__Your goal__
Retype only what runs from the beginning of the data through the line with "bg-white px-3 text-[16px]"; please omit the pictures and keep every line exact.

__Source data__

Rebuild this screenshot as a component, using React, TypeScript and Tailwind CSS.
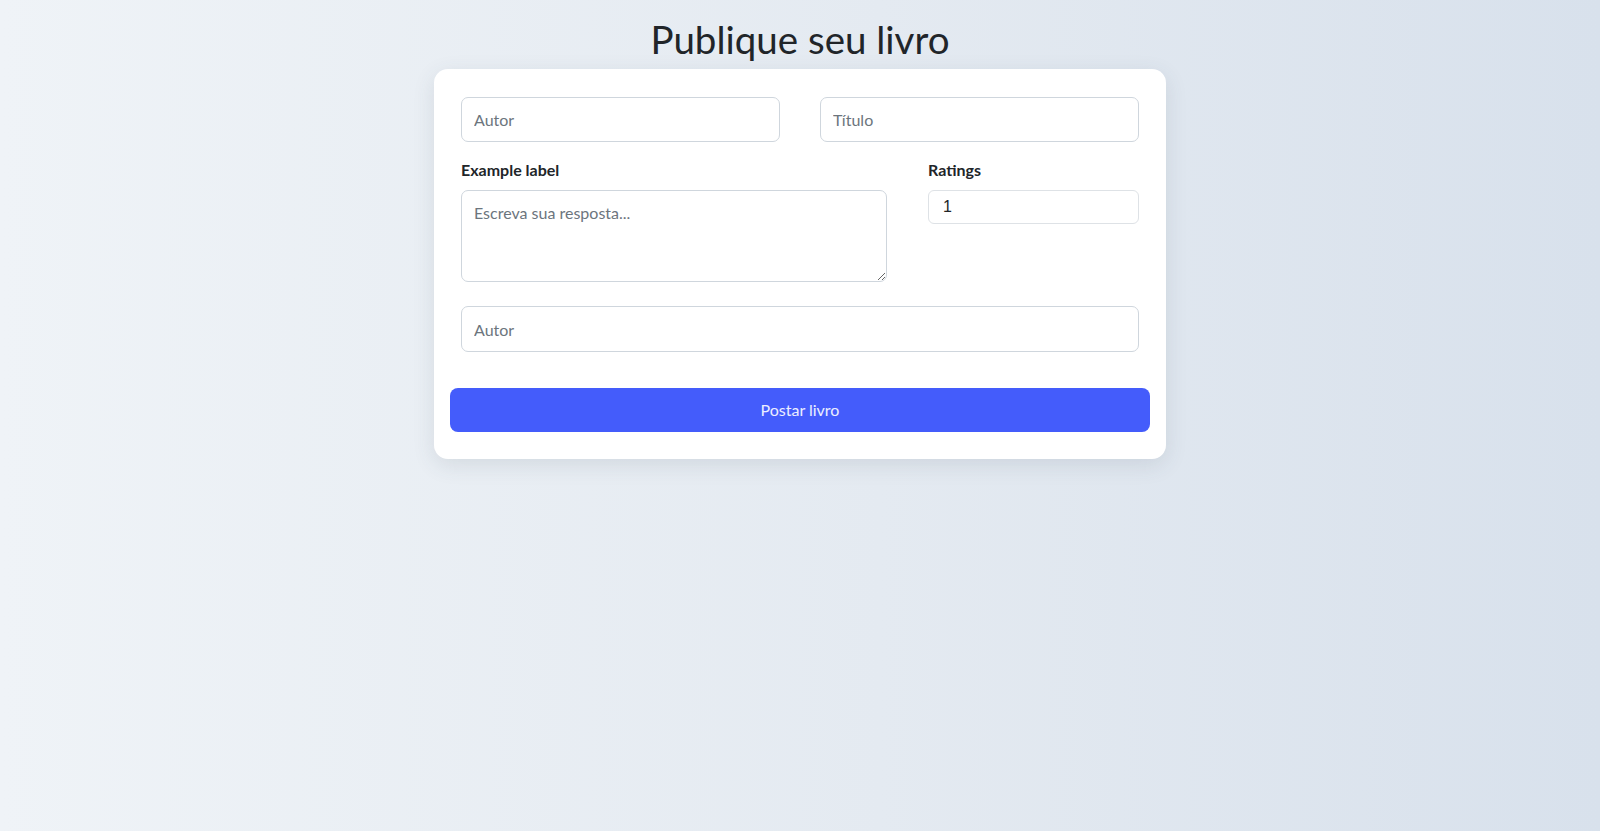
import { useState } from "react";

const font = { fontFamily: '"Lato", "Noto Sans", sans-serif' };

const inputClass =
  "h-[44px] w-full rounded-[7px] border border-[#cfd6dd] bg-white px-3 text-[16px] text-[#212529] placeholder:text-[#6c757d] outline-none";

const App = () => {
  const [rating, setRating] = useState("1");

  return (
    <div
      className="min-h-[831px] w-full bg-[linear-gradient(90deg,#eff3f7_0%,#e4eaf1_55%,#d8e1ec_100%)] text-[#212529]"
      style={font}
    >
      <div className="flex flex-col items-center pt-[15px]">
        <h1 className="mb-[6px] text-[38.5px] leading-[48px] font-normal text-[#212529]">
          Publique seu livro
        </h1>

        <form
          className="w-[732px] rounded-[14px] bg-white px-[16px] pt-[28px] pb-[27px] shadow-[0_6px_22px_rgba(60,72,88,0.12)]"
          onSubmit={(e) => e.preventDefault()}
        >
          <div className="px-[11px]">
            <div className="grid grid-cols-2 gap-[40px]">
              <input className={inputClass + " h-[45px]"} placeholder="Autor" />
              <input className={inputClass + " h-[45px]"} placeholder="Título" />
            </div>

            <div className="mt-[18px] grid grid-cols-[426px_1fr] gap-[41px]">
              <div>
                <label className="block text-[16px] leading-[20px] font-bold">
                  Example label
                </label>
                <textarea
                  className="mt-[10px] block h-[92px] w-full rounded-[7px] border border-[#cfd6dd] bg-white px-3 py-[10px] text-[16px] placeholder:text-[#6c757d] outline-none"
                  placeholder="Escreva sua resposta..."
                />
              </div>
              <div>
                <label className="block text-[16px] leading-[20px] font-bold">
                  Ratings
                </label>
                <input
                  type="number"
                  min={1}
                  max={5}
                  value={rating}
                  onChange={(e) => setRating(e.target.value)}
                  className="mt-[10px] block h-[34px] w-full rounded-[6px] border border-[#dee2e6] bg-white px-[14px] text-[16px] text-[#212529] outline-none"
                  style={{ fontFamily: '"Liberation Sans", Arial, sans-serif' }}
                />
              </div>
            </div>

            <div className="mt-[24px]">
              <input className={inputClass + " h-[46px]"} placeholder="Autor" />
            </div>
          </div>

          <button
            type="submit"
            className="mt-[36px] h-[44px] w-full rounded-[8px] bg-[#445cfb] text-[16px] text-white/90"
          >
            Postar livro
          </button>
        </form>
      </div>
    </div>
  );
};

export default App;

__Answer__
Rebuild this screenshot as a component, using React, TypeScript and Tailwind CSS.
import { useState } from "react";

const font = { fontFamily: '"Lato", "Noto Sans", sans-serif' };

const inputClass =
  "h-[44px] w-full rounded-[7px] border border-[#cfd6dd] bg-white px-3 text-[16px] text-[#212529] placeholder:text-[#6c757d] outline-none";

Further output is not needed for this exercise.